At 12:54 PM local time (UTC +1), the Airbus A380, MSN 272, took off for its first test flight from Toulouse Blagnac Airport (TLS), France, as the aircraft (temporarily registered as F-WWSH) is being prepared for delivery to Emirates (EK), becoming its 118th double-decker.
The airline, the type’s largest customer, is currently awaiting the delivery of the final five A380s, including MSN 272. The latest delivery of the type for EK took place in mid-December 2020. According to Airbus Orders & Deliveries data, EK has 123 Airbus A380 aircraft on order, with a total of 251 A380 aircraft being delivered.
The Last Superjumbo
While airlines such as EK, British Airways (BA), and Qantas (QF) will fly the double-decker on certain routes, this would be the last A380 ever made, as Airbus and EK announced on February 14, 2019, that the carrier would reduce its A380 backlog by 39 aircraft.
Airbus had also stated at the time that the development of its Superjumbo would end in 2021 due to a lack of substantial backlog, with no basis to continue production. The shrink in the A380’s backlog was also sped up by the pandemic.
A number of operators of the jet, including Air France (AF) and Lufthansa (LH) made the decision to retire their A380s in 2020 as a result of the ongoing uncertainty regarding international travel. In addition, Thai Airways (TG) decided to put its A380 up for sale back in December.
16 Years of the Airbus A380
The first completed A380 rolled out of the Airbus hangar on January 18, 2005. Registered F-WWOW, the type was one of five Airbus Superjumbos used for flight testing and demonstration.

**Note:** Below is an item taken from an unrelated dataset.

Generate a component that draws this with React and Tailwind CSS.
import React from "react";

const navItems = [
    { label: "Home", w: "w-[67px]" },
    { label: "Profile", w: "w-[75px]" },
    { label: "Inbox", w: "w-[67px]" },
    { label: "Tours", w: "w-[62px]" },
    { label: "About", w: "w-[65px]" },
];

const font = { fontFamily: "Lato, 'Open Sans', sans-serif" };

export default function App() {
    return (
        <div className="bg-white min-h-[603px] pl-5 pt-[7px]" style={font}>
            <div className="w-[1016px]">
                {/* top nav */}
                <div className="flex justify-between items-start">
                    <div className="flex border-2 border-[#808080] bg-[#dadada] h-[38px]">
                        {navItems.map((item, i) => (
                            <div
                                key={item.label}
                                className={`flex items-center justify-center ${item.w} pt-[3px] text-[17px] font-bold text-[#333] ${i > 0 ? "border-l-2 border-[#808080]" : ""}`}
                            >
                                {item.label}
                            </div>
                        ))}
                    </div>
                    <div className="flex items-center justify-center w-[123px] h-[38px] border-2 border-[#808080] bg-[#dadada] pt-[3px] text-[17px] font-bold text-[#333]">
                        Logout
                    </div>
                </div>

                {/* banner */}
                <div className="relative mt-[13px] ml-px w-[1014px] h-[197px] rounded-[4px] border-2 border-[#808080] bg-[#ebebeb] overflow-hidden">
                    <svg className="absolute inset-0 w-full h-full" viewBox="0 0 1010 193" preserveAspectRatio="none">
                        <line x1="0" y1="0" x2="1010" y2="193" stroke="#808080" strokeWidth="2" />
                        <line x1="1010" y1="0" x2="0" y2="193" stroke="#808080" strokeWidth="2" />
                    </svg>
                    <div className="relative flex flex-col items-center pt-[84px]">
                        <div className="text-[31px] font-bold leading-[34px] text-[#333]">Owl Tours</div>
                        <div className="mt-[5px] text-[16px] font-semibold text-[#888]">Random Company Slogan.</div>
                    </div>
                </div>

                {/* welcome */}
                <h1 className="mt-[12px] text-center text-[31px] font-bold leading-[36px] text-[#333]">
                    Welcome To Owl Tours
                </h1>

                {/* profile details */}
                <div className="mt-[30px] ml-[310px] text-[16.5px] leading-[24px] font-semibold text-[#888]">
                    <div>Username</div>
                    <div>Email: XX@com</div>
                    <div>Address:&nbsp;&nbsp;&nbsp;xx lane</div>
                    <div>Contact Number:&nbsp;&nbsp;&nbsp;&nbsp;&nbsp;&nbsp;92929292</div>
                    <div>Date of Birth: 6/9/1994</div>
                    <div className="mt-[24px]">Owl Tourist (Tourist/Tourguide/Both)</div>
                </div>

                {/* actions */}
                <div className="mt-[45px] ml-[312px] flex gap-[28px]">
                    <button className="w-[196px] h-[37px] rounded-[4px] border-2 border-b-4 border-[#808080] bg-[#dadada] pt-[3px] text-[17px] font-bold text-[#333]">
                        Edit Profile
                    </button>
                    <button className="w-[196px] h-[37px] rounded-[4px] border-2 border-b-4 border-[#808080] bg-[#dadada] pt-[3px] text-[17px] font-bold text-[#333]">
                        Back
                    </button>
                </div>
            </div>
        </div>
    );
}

Three months later, on April 27, the aircraft took to the skies for the first time, piloted by Airbus Chief Test Pilot Jacques Rosay.
Although the first Airbus A380 entered into service with Singapore Airlines (SQ) in October of 2007, the superjumbo’s development began back in 1988, in an effort to compete with the Boeing 747 and its dominance of the large aircraft long-haul market.
Since the production start of the type, affectionately known as the flying whale, close to 300 Arbus convoys have paraded through the rural town of Levignac, France, carrying parts from the company’s production facilities located in Saint-Nazaire, France, to the final assembly line.